[Interface markup and scripts]
──────────────────────────────
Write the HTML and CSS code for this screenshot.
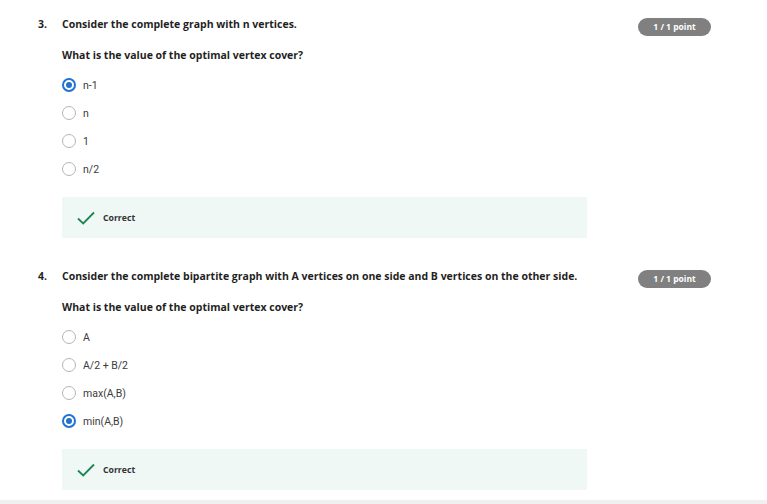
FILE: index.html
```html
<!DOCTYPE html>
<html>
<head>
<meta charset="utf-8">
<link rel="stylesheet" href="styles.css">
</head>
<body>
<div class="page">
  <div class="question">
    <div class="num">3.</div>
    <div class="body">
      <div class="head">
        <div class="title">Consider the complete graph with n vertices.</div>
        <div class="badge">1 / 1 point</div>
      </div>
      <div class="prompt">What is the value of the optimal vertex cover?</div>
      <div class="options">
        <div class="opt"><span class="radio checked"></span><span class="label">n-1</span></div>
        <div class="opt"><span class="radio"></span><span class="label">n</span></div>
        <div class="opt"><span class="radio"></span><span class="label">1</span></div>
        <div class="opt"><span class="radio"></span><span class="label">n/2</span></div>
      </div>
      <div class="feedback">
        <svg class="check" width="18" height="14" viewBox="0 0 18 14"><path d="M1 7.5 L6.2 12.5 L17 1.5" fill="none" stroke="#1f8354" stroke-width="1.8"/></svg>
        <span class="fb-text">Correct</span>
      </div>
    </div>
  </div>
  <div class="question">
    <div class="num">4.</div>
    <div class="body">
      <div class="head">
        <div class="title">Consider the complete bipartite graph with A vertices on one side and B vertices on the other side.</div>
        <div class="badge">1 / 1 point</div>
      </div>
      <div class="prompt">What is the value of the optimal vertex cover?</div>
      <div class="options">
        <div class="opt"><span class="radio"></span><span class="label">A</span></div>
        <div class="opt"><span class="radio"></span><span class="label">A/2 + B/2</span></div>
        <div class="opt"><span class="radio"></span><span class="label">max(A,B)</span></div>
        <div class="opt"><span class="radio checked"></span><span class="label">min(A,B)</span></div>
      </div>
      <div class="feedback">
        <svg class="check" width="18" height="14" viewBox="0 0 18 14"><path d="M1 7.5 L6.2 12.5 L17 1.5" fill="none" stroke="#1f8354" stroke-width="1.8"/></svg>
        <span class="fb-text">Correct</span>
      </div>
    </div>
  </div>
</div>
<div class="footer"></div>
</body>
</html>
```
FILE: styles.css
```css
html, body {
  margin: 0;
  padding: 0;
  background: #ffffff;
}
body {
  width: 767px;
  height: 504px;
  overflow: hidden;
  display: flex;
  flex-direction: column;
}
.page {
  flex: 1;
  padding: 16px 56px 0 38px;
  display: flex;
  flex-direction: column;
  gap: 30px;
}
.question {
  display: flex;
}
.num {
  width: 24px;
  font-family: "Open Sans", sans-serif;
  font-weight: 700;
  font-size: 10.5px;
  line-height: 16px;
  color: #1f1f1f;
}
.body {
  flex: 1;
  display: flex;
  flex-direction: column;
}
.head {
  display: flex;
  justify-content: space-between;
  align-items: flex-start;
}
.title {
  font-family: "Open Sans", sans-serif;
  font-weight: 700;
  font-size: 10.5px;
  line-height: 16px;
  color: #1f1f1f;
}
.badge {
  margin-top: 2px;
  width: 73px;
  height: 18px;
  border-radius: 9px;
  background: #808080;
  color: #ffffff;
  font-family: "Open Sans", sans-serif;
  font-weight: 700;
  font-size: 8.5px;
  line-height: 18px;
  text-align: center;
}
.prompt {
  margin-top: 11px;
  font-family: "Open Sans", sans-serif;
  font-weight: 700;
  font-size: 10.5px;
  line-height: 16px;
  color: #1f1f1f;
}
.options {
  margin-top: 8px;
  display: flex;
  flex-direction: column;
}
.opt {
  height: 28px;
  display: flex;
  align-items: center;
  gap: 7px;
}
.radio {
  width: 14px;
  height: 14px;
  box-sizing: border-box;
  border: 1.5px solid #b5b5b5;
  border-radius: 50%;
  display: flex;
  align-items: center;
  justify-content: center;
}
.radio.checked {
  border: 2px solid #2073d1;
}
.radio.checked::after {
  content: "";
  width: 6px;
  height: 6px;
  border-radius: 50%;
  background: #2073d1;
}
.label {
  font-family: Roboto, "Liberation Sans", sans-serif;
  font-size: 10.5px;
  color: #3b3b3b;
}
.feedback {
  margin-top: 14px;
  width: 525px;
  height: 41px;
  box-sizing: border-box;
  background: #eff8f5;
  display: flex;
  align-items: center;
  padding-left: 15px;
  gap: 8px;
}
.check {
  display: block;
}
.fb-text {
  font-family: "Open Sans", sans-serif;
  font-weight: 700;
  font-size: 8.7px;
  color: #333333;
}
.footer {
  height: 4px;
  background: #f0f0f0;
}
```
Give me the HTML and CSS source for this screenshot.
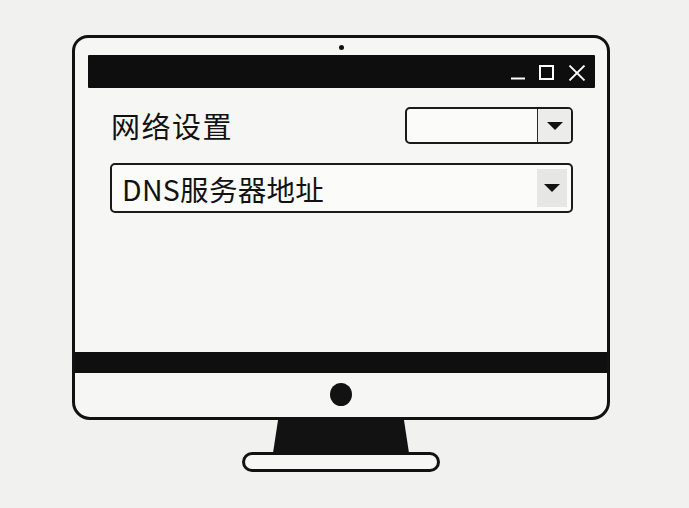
──────────────────────────────
Print out the whole of the material word for word, without pictures.

• THE OUTPUT:
Write the HTML and CSS code for this screenshot.
FILE: index.html
```html
<!DOCTYPE html>
<html>
<head>
<meta charset="utf-8">
<link rel="stylesheet" href="styles.css">
</head>
<body>
<div class="page">
  <div class="question">
    <div class="num">3.</div>
    <div class="body">
      <div class="head">
        <div class="title">Consider the complete graph with n vertices.</div>
        <div class="badge">1 / 1 point</div>
      </div>
      <div class="prompt">What is the value of the optimal vertex cover?</div>
      <div class="options">
        <div class="opt"><span class="radio checked"></span><span class="label">n-1</span></div>
        <div class="opt"><span class="radio"></span><span class="label">n</span></div>
        <div class="opt"><span class="radio"></span><span class="label">1</span></div>
        <div class="opt"><span class="radio"></span><span class="label">n/2</span></div>
      </div>
      <div class="feedback">
        <svg class="check" width="18" height="14" viewBox="0 0 18 14"><path d="M1 7.5 L6.2 12.5 L17 1.5" fill="none" stroke="#1f8354" stroke-width="1.8"/></svg>
        <span class="fb-text">Correct</span>
      </div>
    </div>
  </div>
  <div class="question">
    <div class="num">4.</div>
    <div class="body">
      <div class="head">
        <div class="title">Consider the complete bipartite graph with A vertices on one side and B vertices on the other side.</div>
        <div class="badge">1 / 1 point</div>
      </div>
      <div class="prompt">What is the value of the optimal vertex cover?</div>
      <div class="options">
        <div class="opt"><span class="radio"></span><span class="label">A</span></div>
        <div class="opt"><span class="radio"></span><span class="label">A/2 + B/2</span></div>
        <div class="opt"><span class="radio"></span><span class="label">max(A,B)</span></div>
        <div class="opt"><span class="radio checked"></span><span class="label">min(A,B)</span></div>
      </div>
      <div class="feedback">
        <svg class="check" width="18" height="14" viewBox="0 0 18 14"><path d="M1 7.5 L6.2 12.5 L17 1.5" fill="none" stroke="#1f8354" stroke-width="1.8"/></svg>
        <span class="fb-text">Correct</span>
      </div>
    </div>
  </div>
</div>
<div class="footer"></div>
</body>
</html>
```
FILE: styles.css
```css
html, body {
  margin: 0;
  padding: 0;
  background: #ffffff;
}
body {
  width: 767px;
  height: 504px;
  overflow: hidden;
  display: flex;
  flex-direction: column;
}
.page {
  flex: 1;
  padding: 16px 56px 0 38px;
  display: flex;
  flex-direction: column;
  gap: 30px;
}
.question {
  display: flex;
}
.num {
  width: 24px;
  font-family: "Open Sans", sans-serif;
  font-weight: 700;
  font-size: 10.5px;
  line-height: 16px;
  color: #1f1f1f;
}
.body {
  flex: 1;
  display: flex;
  flex-direction: column;
}
.head {
  display: flex;
  justify-content: space-between;
  align-items: flex-start;
}
.title {
  font-family: "Open Sans", sans-serif;
  font-weight: 700;
  font-size: 10.5px;
  line-height: 16px;
  color: #1f1f1f;
}
.badge {
  margin-top: 2px;
  width: 73px;
  height: 18px;
  border-radius: 9px;
  background: #808080;
  color: #ffffff;
  font-family: "Open Sans", sans-serif;
  font-weight: 700;
  font-size: 8.5px;
  line-height: 18px;
  text-align: center;
}
.prompt {
  margin-top: 11px;
  font-family: "Open Sans", sans-serif;
  font-weight: 700;
  font-size: 10.5px;
  line-height: 16px;
  color: #1f1f1f;
}
.options {
  margin-top: 8px;
  display: flex;
  flex-direction: column;
}
.opt {
  height: 28px;
  display: flex;
  align-items: center;
  gap: 7px;
}
.radio {
  width: 14px;
  height: 14px;
  box-sizing: border-box;
  border: 1.5px solid #b5b5b5;
  border-radius: 50%;
  display: flex;
  align-items: center;
  justify-content: center;
}
.radio.checked {
  border: 2px solid #2073d1;
}
.radio.checked::after {
  content: "";
  width: 6px;
  height: 6px;
  border-radius: 50%;
  background: #2073d1;
}
.label {
  font-family: Roboto, "Liberation Sans", sans-serif;
  font-size: 10.5px;
  color: #3b3b3b;
}
.feedback {
  margin-top: 14px;
  width: 525px;
  height: 41px;
  box-sizing: border-box;
  background: #eff8f5;
  display: flex;
  align-items: center;
  padding-left: 15px;
  gap: 8px;
}
.check {
  display: block;
}
.fb-text {
  font-family: "Open Sans", sans-serif;
  font-weight: 700;
  font-size: 8.7px;
  color: #333333;
}
.footer {
  height: 4px;
  background: #f0f0f0;
}
```
Give me the HTML and CSS source for this screenshot.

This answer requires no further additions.